Morning In Abeno, Osaka

TODAY I WOKE and put on a jacket and a beanie and a scarf, and I walked. I got a coffee and some honey, thinking, it doesn’t matter how you feel.

We’re not disposed to feel joy endlessly; the mercurial sky reflects our mood, cold with wind and changing — but we’re stronger than the winter winds.

Crestfallen by nature we must decide, I won’t let today pass me by. I might hurt, mind saturated with the past or bright with future light, but I’m alive.

I got music in my ears, legs that move, and I always got my smile to share.

So let’s go; shape up, kid. Seize the day.

Returning to my room, gusting through my soul’s an appreciative calm.

A room: Right now it’s all I really want or need. The city’s past my windows, the argent sky and gales rattle my shutters.

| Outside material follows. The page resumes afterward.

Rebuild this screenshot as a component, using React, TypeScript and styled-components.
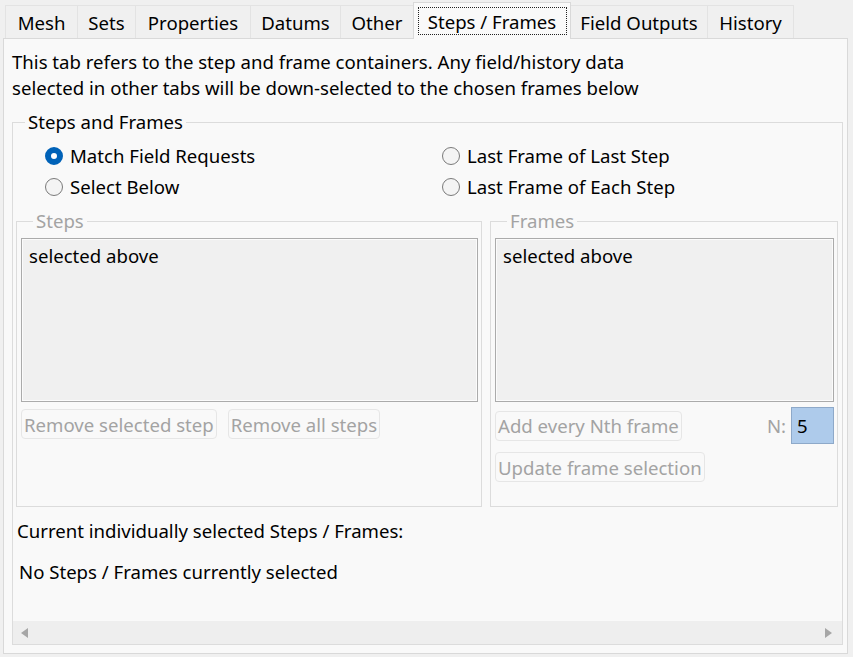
import styled, { createGlobalStyle, css } from "styled-components";

const GlobalStyle = createGlobalStyle`
  html, body {
    margin: 0;
    padding: 0;
    background: #f0f0f0;
  }
  body {
    font-family: "Noto Sans", "Open Sans", sans-serif;
    font-size: 18.6px;
    color: #000;
  }
`;

const Window = styled.div`
  width: 853px;
  height: 657px;
  box-sizing: border-box;
  padding: 0 5px 3px 3px;
  display: flex;
  flex-direction: column;
`;

const TabBar = styled.div`
  display: flex;
  align-items: flex-end;
  height: 38px;
  padding-left: 2px;
`;

const Tab = styled.div<{ $w: number; $active?: boolean }>`
  box-sizing: border-box;
  width: ${(p) => p.$w}px;
  height: 33px;
  margin-right: -1px;
  padding-top: 1px;
  display: flex;
  align-items: center;
  justify-content: center;
  background: #f0f0f0;
  border: 1px solid #e3e3e3;
  border-bottom: none;
  white-space: nowrap;
  ${(p) =>
    p.$active &&
    css`
      height: 37px;
      margin-bottom: -1px;
      padding-top: 0;
      background: #f9f9f9;
      border-color: #d9d9d9;
      position: relative;
      z-index: 1;
    `}
`;

const FocusRing = styled.span`
  box-sizing: border-box;
  display: flex;
  align-items: center;
  justify-content: center;
  width: 149px;
  height: 28px;
  border: 1px dotted #222;
`;

const Panel = styled.div`
  flex: 1;
  box-sizing: border-box;
  border: 1px solid #d9d9d9;
  background: #f9f9f9;
  padding: 10px 4px 8px 8px;
  display: flex;
  flex-direction: column;
`;

const Intro = styled.p`
  margin: 0;
  line-height: 26px;
`;

const Group = styled.fieldset<{ $grow?: boolean }>`
  margin: 0;
  min-width: 0;
  padding: 0;
  border: 1px solid #dcdcdc;
  display: flex;
  flex-direction: column;
  ${(p) => p.$grow && "flex: 1;"}
`;

const OuterGroup = styled(Group)`
  margin-top: 9px;
`;

const Legend = styled.legend<{ $disabled?: boolean }>`
  margin-left: 12px;
  padding: 0 3px;
  line-height: 24px;
  color: ${(p) => (p.$disabled ? "#a3a3a3" : "#000")};
`;

const RadioGrid = styled.div`
  display: grid;
  grid-template-columns: 397px 1fr;
  grid-auto-rows: 31px;
  padding-left: 32px;
  margin-top: 6px;
`;

const RadioItem = styled.label`
  display: flex;
  align-items: center;
  gap: 7px;
`;

const RadioDot = styled.span<{ $checked?: boolean }>`
  box-sizing: border-box;
  width: 18px;
  height: 18px;
  border-radius: 50%;
  flex-shrink: 0;
  border: 1px solid #7a7a7a;
  background: #f4f4f4;
  ${(p) =>
    p.$checked &&
    css`
      border: 6px solid #0062b8;
      background: #fff;
    `}
`;

const SubRow = styled.div`
  display: flex;
  gap: 8px;
  padding: 0 4px 0 3px;
  margin-top: 7px;
`;

const SubGroup = styled(Group)<{ $w?: number }>`
  ${(p) => (p.$w ? `width: ${p.$w}px; flex-shrink: 0;` : "flex: 1;")}
  box-sizing: border-box;
  padding: 0 3px 24px 4px;
`;

const ListBox = styled.div`
  margin-top: 5px;
  height: 164px;
  box-sizing: border-box;
  border: 1px solid #ababab;
  box-shadow: inset 0 0 0 1px #fbfbfb;
  background: #f0f0f0;
  padding: 5px 7px;
  line-height: 24px;
`;

const ButtonRow = styled.div<{ $gap: number; $top: number }>`
  display: flex;
  align-items: center;
  gap: ${(p) => p.$gap}px;
  margin-top: ${(p) => p.$top}px;
`;

const Button = styled.button`
  box-sizing: border-box;
  height: 30px;
  padding: 0 2px;
  font: inherit;
  color: #a3a3a3;
  background: #f9f9f9;
  border: 1px solid #e6e6e6;
  border-radius: 4px;
  white-space: nowrap;
`;

const NField = styled.div`
  margin-left: auto;
  display: flex;
  align-items: center;
  gap: 5px;
  color: #a3a3a3;
`;

const NInput = styled.div`
  box-sizing: border-box;
  width: 43px;
  height: 37px;
  padding-left: 5px;
  display: flex;
  align-items: center;
  color: #000;
  background: #aecbeb;
  border: 1px solid #8ea9c9;
`;

const Line = styled.div<{ $top: number; $left: number }>`
  line-height: 26px;
  margin-top: ${(p) => p.$top}px;
  padding-left: ${(p) => p.$left}px;
`;

const ScrollBar = styled.div`
  margin-top: auto;
  height: 23px;
  background: #eeeeee;
  display: flex;
  align-items: center;
  justify-content: space-between;
  padding: 0 10px 0 8px;
`;

const Arrow = styled.span<{ $dir: "left" | "right" }>`
  width: 0;
  height: 0;
  border-top: 5px solid transparent;
  border-bottom: 5px solid transparent;
  ${(p) =>
    p.$dir === "left"
      ? "border-right: 7px solid #a6a6a6;"
      : "border-left: 7px solid #a6a6a6;"}
`;

const tabs = [
  { label: "Mesh", w: 73 },
  { label: "Sets", w: 59 },
  { label: "Properties", w: 116 },
  { label: "Datums", w: 91 },
  { label: "Other", w: 74 },
  { label: "Steps / Frames", w: 158, active: true },
  { label: "Field Outputs", w: 138 },
  { label: "History", w: 87 },
];

const App = () => {
  return (
    <Window>
      <GlobalStyle />
      <TabBar>
        {tabs.map((t) => (
          <Tab key={t.label} $w={t.w} $active={t.active}>
            {t.active ? <FocusRing>{t.label}</FocusRing> : t.label}
          </Tab>
        ))}
      </TabBar>
      <Panel>
        <Intro>
          This tab refers to the step and frame containers. Any field/history data
          <br />
          selected in other tabs will be down-selected to the chosen frames below
        </Intro>
        <OuterGroup $grow>
          <Legend>Steps and Frames</Legend>
          <RadioGrid>
            <RadioItem>
              <RadioDot $checked />
              Match Field Requests
            </RadioItem>
            <RadioItem>
              <RadioDot />
              Last Frame of Last Step
            </RadioItem>
            <RadioItem>
              <RadioDot />
              Select Below
            </RadioItem>
            <RadioItem>
              <RadioDot />
              Last Frame of Each Step
            </RadioItem>
          </RadioGrid>
          <SubRow>
            <SubGroup $w={466}>
              <Legend $disabled>Steps</Legend>
              <ListBox>selected above</ListBox>
              <ButtonRow $gap={11} $top={7}>
                <Button disabled>Remove selected step</Button>
                <Button disabled>Remove all steps</Button>
              </ButtonRow>
            </SubGroup>
            <SubGroup>
              <Legend $disabled>Frames</Legend>
              <ListBox>selected above</ListBox>
              <ButtonRow $gap={0} $top={5}>
                <Button disabled>Add every Nth frame</Button>
                <NField>
                  N:
                  <NInput>5</NInput>
                </NField>
              </ButtonRow>
              <ButtonRow $gap={0} $top={8}>
                <Button disabled>Update frame selection</Button>
              </ButtonRow>
            </SubGroup>
          </SubRow>
          <Line $top={11} $left={4}>
            Current individually selected Steps / Frames:
          </Line>
          <Line $top={15} $left={6}>
            No Steps / Frames currently selected
          </Line>
          <ScrollBar>
            <Arrow $dir="left" />
            <Arrow $dir="right" />
          </ScrollBar>
        </OuterGroup>
      </Panel>
    </Window>
  );
};

export default App;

There’s a world within to explore; mountains of thought and a river of joy, books on the shelf with spines weathered from their passage amongst friends, traveling the world all on their own.

The room teems with words writ and ideas turned over as often as the sheets. Each piece hanging on the walls or sitting on the desk bears a spirit of its own.

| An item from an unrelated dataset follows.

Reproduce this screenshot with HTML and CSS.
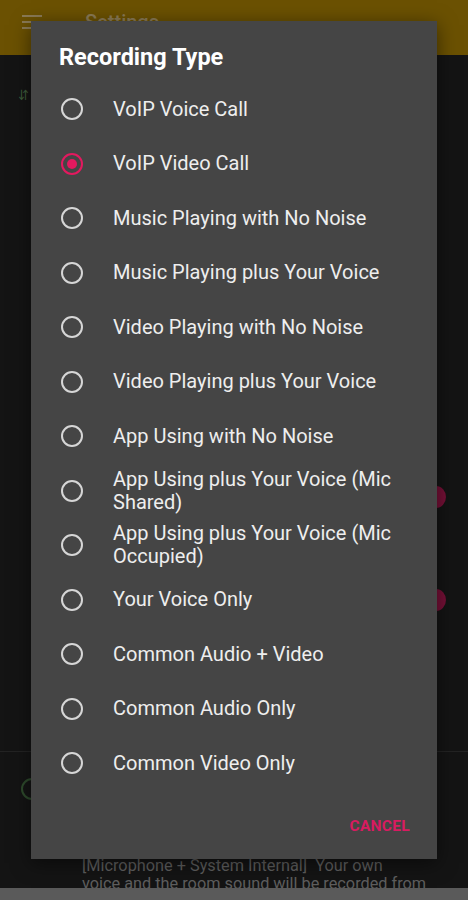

The clothes and salt and honey on the shelf; the mug and matcha whisk and incense burning slow; the stocking wrapped in Christmas lights; the bamboo, home to a Hong Kong skull beside mementoes of friendship, asking me to ponder death.

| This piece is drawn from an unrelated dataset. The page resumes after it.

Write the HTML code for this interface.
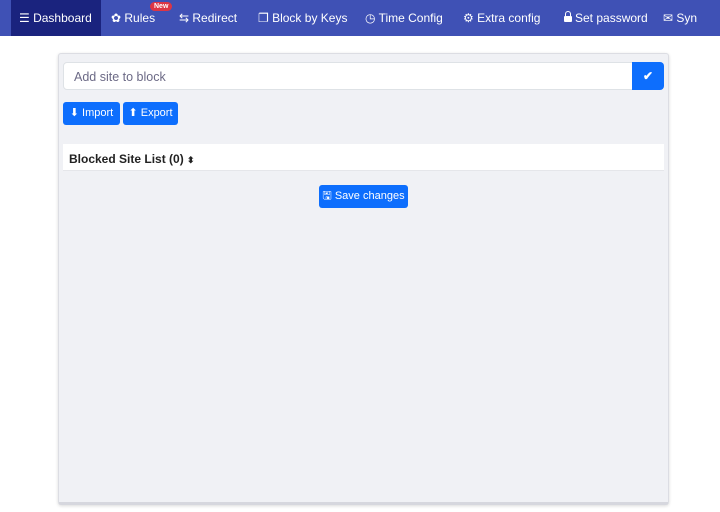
<!DOCTYPE html>
<html><head><style>
*{box-sizing:border-box;margin:0;padding:0}
body{width:720px;height:512px;background:#fff;font-family:"Liberation Sans",sans-serif;position:relative;overflow:hidden}
.nav{position:absolute;left:0;top:0;width:720px;height:36px;background:#3f51b5;color:#fff;font-size:12px}
.nav span{position:absolute;top:11px;white-space:nowrap}
.act{position:absolute;left:11px;top:0;width:90px;height:36px;background:#1a237e}
.badge{position:absolute;left:150px;top:2px;background:#dc3545;color:#fff;font-size:7px;border-radius:6px;padding:1px 4px;font-weight:bold}
.panel{position:absolute;left:58px;top:53px;width:611px;height:452px;background:#f0f1f5;border:1px solid #dcdde3;border-bottom:3px solid #d6d7de;border-radius:3px;box-shadow:0 1px 3px rgba(0,0,0,.15)}
.in{position:absolute;left:63px;top:62px;width:570px;height:28px;background:#fff;border:1px solid #dee2e6;border-radius:4px 0 0 4px;font-size:12.5px;color:#6c6a86;padding:7px 10px}
.ok{position:absolute;left:632px;top:62px;width:32px;height:28px;background:#0d6efd;border-radius:0 4px 4px 0;color:#fff;text-align:center;font-size:12px;line-height:28px;font-weight:bold}
.btn{position:absolute;background:#0d6efd;color:#fff;font-size:11px;border-radius:3px;line-height:23px;height:23px;text-align:center}
.list{position:absolute;left:63px;top:144px;width:601px;height:27px;background:#fff;border-bottom:1px solid #e5e6ea;font-size:12px;font-weight:bold;color:#222;padding:8px 6px}
.lock{display:inline-block;width:8px;height:6px;background:#fff;border-radius:1px;position:relative;margin-right:3px}
.lock:before{content:"";position:absolute;left:1px;top:-5px;width:4px;height:5px;border:1.5px solid #fff;border-bottom:none;border-radius:3px 3px 0 0}
</style></head><body>
<div class="nav">
<div class="act"></div>
<span style="left:19px">☰ Dashboard</span>
<span style="left:111px">✿ Rules</span>
<div class="badge">New</div>
<span style="left:179px">⇆ Redirect</span>
<span style="left:258px">❐ Block by Keys</span>
<span style="left:365px">◷ Time Config</span>
<span style="left:463px">⚙ Extra config</span>
<span style="left:564px"><i class="lock"></i>Set password</span>
<span style="left:663px">✉ Syn</span>
</div>
<div class="panel"></div>
<div class="in">Add site to block</div>
<div class="ok">✔</div>
<div class="btn" style="left:63px;top:102px;width:57px">⬇ Import</div>
<div class="btn" style="left:123px;top:102px;width:55px">⬆ Export</div>
<div class="list">Blocked Site List (0) <span style="font-size:9px">⬍</span></div>
<div class="btn" style="left:319px;top:185px;width:89px">🖫 Save changes</div>
</body></html>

I don’t need much, cause what I have I love, and if I don’t, I let go.

I look around at what I love and the dim sheen of light, cast upon the blankets; I look to the shadows in the corners, perhaps home to eyes I can’t see that see me.

I’m happy here; it won’t be forever. This room has grown with me, inspirited from nights out in Osaka, returning at the crack of dawn.

Aged by silent and sweet early mornings, dusting off a night of rest to rise with the sun and dance, or shed tears, or shake my head in awe.

Its nature is my own, this spirit I carry and long to share, what hurts and bleeds and breathes to inspire.

Cause what I give is what I need; I’m not telling you but telling me — shape up kid. You have so much. And if I need these words of gratitude every goddam day, somebody else may need them too.

What do you do on the daily which brings you joy?

For me, it’s penning these words; it’s a walk in the fresh morning air.

I’m so thankful for that, for I require nothing more than what I have. I live in this room. But the room — the world I’ve come to love — lives in me; it could be anywhere, for the room I’m in becomes the words, an expression of perception of the details — I look around at the pictures on the walls and the pieces of your heart, what your tokens, your past, your future means to you.

I witness that and it makes me happy, realizing that what I feel is what you feel; for you have a room unlike mine that bears your loss and love and wit; memories.

Rooms carry time; time changes us. This room changes through the seasons; it’s scary how quickly the seasons change.

Is time a killer or a salve. Do we walk away from who we were, the kid curious touching walls or skipping over airport luggage carousel lines, the foreshadow of a creative, unbound by convention if the kid of the heart remains; or, do we walk towards greater understanding?

Wisdom?

We can’t control it, yet we can either fear or appreciate time, seeing it for what it is: things growing then dying, sky shifting, grey to blue rain to sun; the day gives rise to night and moon; I don’t want to live in fear, for the walk to one day close our eyes is healing.

It doesn’t matter how you feel.

Time heals and it must pass and we can’t hold on to it, can’t capture its potency as much as we try with pictures and words, history in pastel paint and wars in loose film; but we can see it, for we feel the wind blow and that should tell us all we need to know, that today’s beautiful, a snap of the fingers, a morning in your room, an afternoon in the arms of the city.

We may realize that today is all there is, and we may feel shitty or melancholic, and that’s okay.

We mustn’t fake happiness, nor reality.

The reality is that we’re alive, and no matter how we feel, to be alive is fucking beautiful, because we’re all here, irrespective of if it hurts or if it’s painless, if it’s just another weekday or a weekend that we’ve been looking forward to for months.

We’re alive. Time is nothing but a chance to live.